Footnotes:

[1] See Idyll. xv. 77. This discovery is not my own, but that of the late Dr. Donaldson, who used to translate the passage accordingly with great gusto.

[2] For operas, as a form of dramatic entertainment, Dickens seems afterwards to have entertained a strong contempt, such as, indeed, it is difficult for any man with a sense of humour wholly to avoid.

[3] W. & D. Grant Brothers had their warehouse at the lower end of Cannon Street, and their private house in Mosely Street.

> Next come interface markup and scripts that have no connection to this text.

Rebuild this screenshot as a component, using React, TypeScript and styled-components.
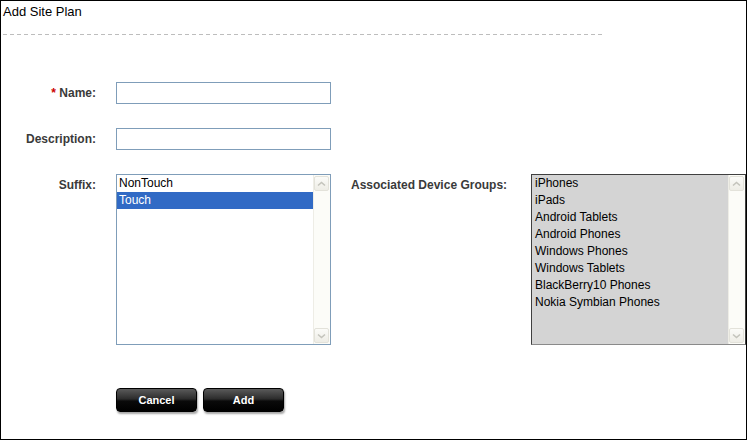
import * as React from "react"
import styled, { createGlobalStyle } from "styled-components"

const GlobalStyle = createGlobalStyle`
    html, body {
        margin: 0;
        padding: 0;
        background: #fff;
    }
    body {
        font-family: "Liberation Sans", Arial, sans-serif;
    }
`

const suffixes = ["NonTouch", "Touch"]
const deviceGroups = [
    "iPhones",
    "iPads",
    "Android Tablets",
    "Android Phones",
    "Windows Phones",
    "Windows Tablets",
    "BlackBerry10 Phones",
    "Nokia Symbian Phones",
]

const Chevron: React.FC<{ down?: boolean }> = ({ down }) => (
    <svg width="9" height="6" viewBox="0 0 9 6">
        <path
            d={down ? "M1 1.5 L4.5 4.5 L8 1.5" : "M1 4.5 L4.5 1.5 L8 4.5"}
            fill="none"
            stroke="#c4c4bc"
            strokeWidth="1.6"
        />
    </svg>
)

const ScrollTrack: React.FC = () => (
    <Scrollbar>
        <ScrollButton>
            <Chevron />
        </ScrollButton>
        <ScrollButton>
            <Chevron down />
        </ScrollButton>
    </Scrollbar>
)

export default function App() {
    const [selected, setSelected] = React.useState("Touch")
    return (
        <>
            <GlobalStyle />
            <Frame>
                <Title>Add Site Plan</Title>
                <Divider />
                <Form>
                    <FieldRow>
                        <Label>
                            <Required>*</Required> Name:
                        </Label>
                        <TextInput />
                    </FieldRow>
                    <FieldRow>
                        <Label>Description:</Label>
                        <TextInput />
                    </FieldRow>
                    <FieldRow $top>
                        <Label $top>Suffix:</Label>
                        <ListBox>
                            <Items>
                                {suffixes.map(s => (
                                    <ListItem key={s} $selected={s === selected} onClick={() => setSelected(s)}>
                                        {s}
                                    </ListItem>
                                ))}
                            </Items>
                            <ScrollTrack />
                        </ListBox>
                        <SideLabel>Associated Device Groups:</SideLabel>
                        <ListBox $disabled>
                            <Items>
                                {deviceGroups.map(g => (
                                    <ListItem key={g} $indent={3}>
                                        {g}
                                    </ListItem>
                                ))}
                            </Items>
                            <ScrollTrack />
                        </ListBox>
                    </FieldRow>
                    <ButtonRow>
                        <ActionButton>Cancel</ActionButton>
                        <ActionButton>Add</ActionButton>
                    </ButtonRow>
                </Form>
            </Frame>
        </>
    )
}

const Frame = styled.div`
    width: 747px;
    height: 440px;
    box-sizing: border-box;
    border: 1px solid #000;
    display: flex;
    flex-direction: column;
`

const Title = styled.div`
    margin: 3px 0 0 2px;
    font-size: 13px;
    line-height: 16px;
    color: #000;
`

const Divider = styled.div`
    margin: 14px 0 0 2px;
    width: 601px;
    height: 1px;
    background-image: linear-gradient(to right, #bdbdbd 0 4px, transparent 4px 7px);
    background-size: 7px 1px;
`

const Form = styled.div`
    display: flex;
    flex-direction: column;
    gap: 24px;
    padding-top: 47px;
`

const FieldRow = styled.div<{ $top?: boolean }>`
    display: flex;
    align-items: ${p => (p.$top ? "flex-start" : "center")};
`

const Label = styled.div<{ $top?: boolean }>`
    width: 95px;
    margin-right: 20px;
    padding-top: ${p => (p.$top ? "3px" : "0")};
    text-align: right;
    font-size: 12px;
    line-height: 16px;
    font-weight: bold;
    color: #3a3a3a;
`

const SideLabel = styled(Label)`
    width: auto;
    margin: 0;
    padding: 3px 0 0 20px;
    flex: 0 0 200px;
    text-align: left;
    box-sizing: border-box;
`

const Required = styled.span`
    color: #cc0000;
`

const TextInput = styled.input`
    width: 215px;
    height: 22px;
    box-sizing: border-box;
    border: 1px solid #7f9db9;
    padding: 0 3px;
    font-family: "Liberation Sans", Arial, sans-serif;
    font-size: 12px;
    outline: none;
`

const ListBox = styled.div<{ $disabled?: boolean }>`
    width: 215px;
    height: 171px;
    box-sizing: border-box;
    display: flex;
    background: ${p => (p.$disabled ? "#d4d4d4" : "#fff")};
    border: 1px solid ${p => (p.$disabled ? "#404040" : "#7f9db9")};
    border-bottom-color: ${p => (p.$disabled ? "#8a8a8a" : "#7f9db9")};
`

const Items = styled.div`
    flex: 1;
    display: flex;
    flex-direction: column;
`

const ListItem = styled.div<{ $selected?: boolean; $indent?: number }>`
    height: 17px;
    line-height: 17px;
    padding-left: ${p => p.$indent ?? 2}px;
    font-size: 12px;
    color: ${p => (p.$selected ? "#fff" : "#000")};
    background: ${p => (p.$selected ? "#316ac5" : "transparent")};
    cursor: default;
`

const Scrollbar = styled.div`
    width: 17px;
    box-sizing: border-box;
    display: flex;
    flex-direction: column;
    justify-content: space-between;
    background: #fcfcf8;
    border-left: 1px solid #eeede6;
    padding: 1px 0 1px 0;
`

const ScrollButton = styled.div`
    width: 15px;
    height: 15px;
    box-sizing: border-box;
    border: 1px solid #e3e2da;
    border-radius: 2px;
    background: linear-gradient(#fbfbf8, #eeede6);
    display: flex;
    align-items: center;
    justify-content: center;
`

const ButtonRow = styled.div`
    display: flex;
    gap: 6px;
    margin: 19px 0 0 115px;
`

const ActionButton = styled.button`
    width: 81px;
    height: 24px;
    border: 1px solid #000;
    border-radius: 4px;
    background: linear-gradient(#5a5a5a 0%, #2c2c2c 45%, #0a0a0a 55%, #000 100%);
    box-shadow: 1px 2px 2px rgba(0, 0, 0, 0.35);
    color: #fff;
    font-family: "Liberation Sans", Arial, sans-serif;
    font-size: 11px;
    font-weight: bold;
    cursor: pointer;
    padding: 0;
`
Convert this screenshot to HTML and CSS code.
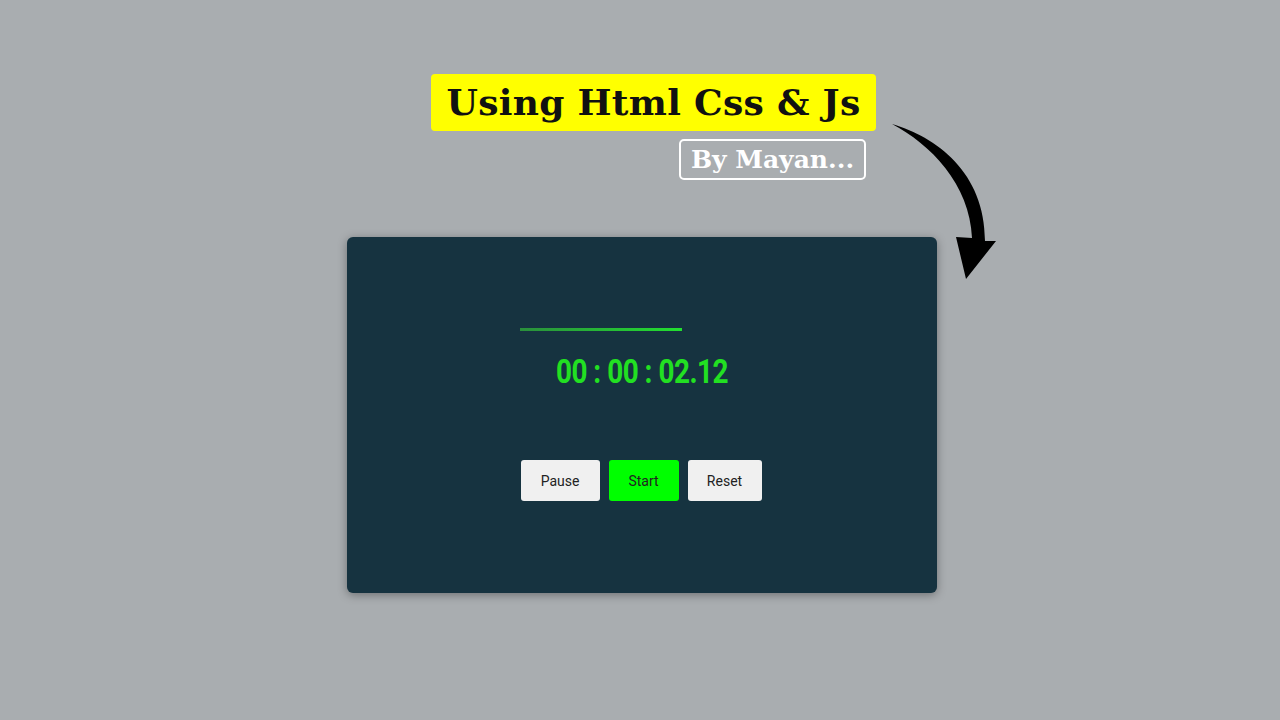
FILE: index.html
```html
<!DOCTYPE html>
<html>
<head>
<meta charset="utf-8">
<link rel="stylesheet" href="styles.css">
</head>
<body>
<div class="page">
  <header class="head">
    <div class="title">Using Html Css &amp; Js</div>
    <div class="byline">By Mayan...</div>
  </header>
  <main class="card">
    <div class="bar"></div>
    <div class="timer"><span class="digits">00 : 00 : 02.12</span></div>
    <div class="buttons">
      <button class="btn pause">Pause</button>
      <button class="btn start">Start</button>
      <button class="btn reset">Reset</button>
    </div>
  </main>
  <svg class="arrow" width="130" height="180" viewBox="0 0 130 180">
    <path d="M12,14 C56,27 105,62 105,131 L116,131 L86,169 L76,127 L92,128 C90,74 50,34 12,14 Z" fill="#000"/>
  </svg>
</div>
</body>
</html>
```
FILE: styles.css
```css
html, body {
  margin: 0;
  padding: 0;
  background: #a9adb0;
  width: 1280px;
  height: 720px;
  overflow: hidden;
}
.page {
  position: relative;
  width: 1280px;
  height: 720px;
  display: flex;
  flex-direction: column;
  align-items: flex-start;
}
.head {
  margin-top: 74px;
  margin-left: 431px;
  width: 445px;
  display: flex;
  flex-direction: column;
}
.title {
  height: 57px;
  background: #ffff00;
  border-radius: 4px;
  font-family: "DejaVu Serif", serif;
  font-weight: bold;
  font-size: 36px;
  line-height: 57px;
  text-align: center;
  color: #111;
  letter-spacing: 0.3px;
}
.byline {
  align-self: flex-end;
  margin-top: 8px;
  margin-right: 10px;
  width: 183px;
  height: 37px;
  border: 2px solid #fff;
  border-radius: 5px;
  color: #fff;
  font-family: "DejaVu Serif", serif;
  font-weight: bold;
  font-size: 25px;
  line-height: 37px;
  text-align: center;
}
.card {
  margin-top: 57px;
  margin-left: 347px;
  width: 590px;
  height: 356px;
  background: #163340;
  border-radius: 6px;
  box-shadow: 0 2px 10px rgba(0,0,0,0.35);
  display: flex;
  flex-direction: column;
  box-sizing: border-box;
  padding-top: 91px;
}
.bar {
  margin-left: 173px;
  width: 162px;
  height: 3px;
  background: linear-gradient(to right, #2a8f3c, #22e030);
}
.timer {
  margin-top: 20px;
  text-align: center;
  font-family: "Roboto", sans-serif;
  font-weight: bold;
  font-size: 34px;
  line-height: 40px;
  color: #22e022;
  letter-spacing: -0.6px;
}
.digits {
  display: inline-block;
  transform: scaleX(0.82);
}
.buttons {
  margin-top: 69px;
  margin-right: 2px;
  display: flex;
  justify-content: center;
  gap: 9px;
}
.btn {
  height: 41px;
  border: none;
  border-radius: 3px;
  background: #f0f0f0;
  font-family: "Roboto", sans-serif;
  font-size: 14px;
  color: #222;
  padding: 0;
}
.pause { width: 79px; }
.start { width: 70px; background: #00ff00; }
.reset { width: 74px; }
.arrow {
  position: absolute;
  left: 880px;
  top: 110px;
}
```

[4] As there is hardly a character in the whole world of fiction and the drama without some sort of a literary predecessor, so Dickens may have derived the first notion of Grip from the raven Ralpho—likewise the property of an idiot—who frightened Roderick Random and Strap out of their wits, and into the belief that he was the personage Grip so persistently declared himself to be.

[5] After dining at a party including the son of an eminent man of letters, he notes in his Remembrancer that he found the great man’s son “decidedly lumpish,” and appends the reflexion, “Copyrights need be hereditary, for genius isn’t.”

[6] From a list of MSS. at South Kensington, kindly furnished me by Mr. R. F. Sketchley, I find that Mr. R. H. Shepherd’s Bibliography of Dickens is incomplete on this head.

[7] By an odd coincidence, not less than four out of the six theatres advertising their performances in this first number of the Daily News announce each a different adaptation of The Cricket on the Hearth. Amongst the curiosities of the casts are observable: At the Adelphi, Wright as Tilly Slowboy, and at the Haymarket Buckstone in the same character, with William Farren as Caleb Plummer. The latter part is taken at the Princess’s by Compton, Mrs. Stirling playing Dot. At the Lyceum, Mr., Mrs., and Miss Mary Keeley, and Mr. Emery, appear in the piece.

[8] It is, perhaps, worth pointing out, though it is not surprising, that Dickens had a strong sense of what I may call the poetry of the railway-train. Of the effect of the weird Signalman’s Story in one of his Christmas numbers it is not very easy to rid one’s self. There are excellent descriptions of the rapidity of a railway journey in the first chapter of The Lazy Tour, and in another Household Words paper, called A Flight.

[9] Among these is Mr. Alexander Ireland, the author of the Bibliography of Leigh Hunt and Hazlitt, who has kindly communicated to me part of his collections concerning the former. The tittle-tattle against Leigh Hunt repeated by Lord Macaulay is, on the face of it, unworthy of notice.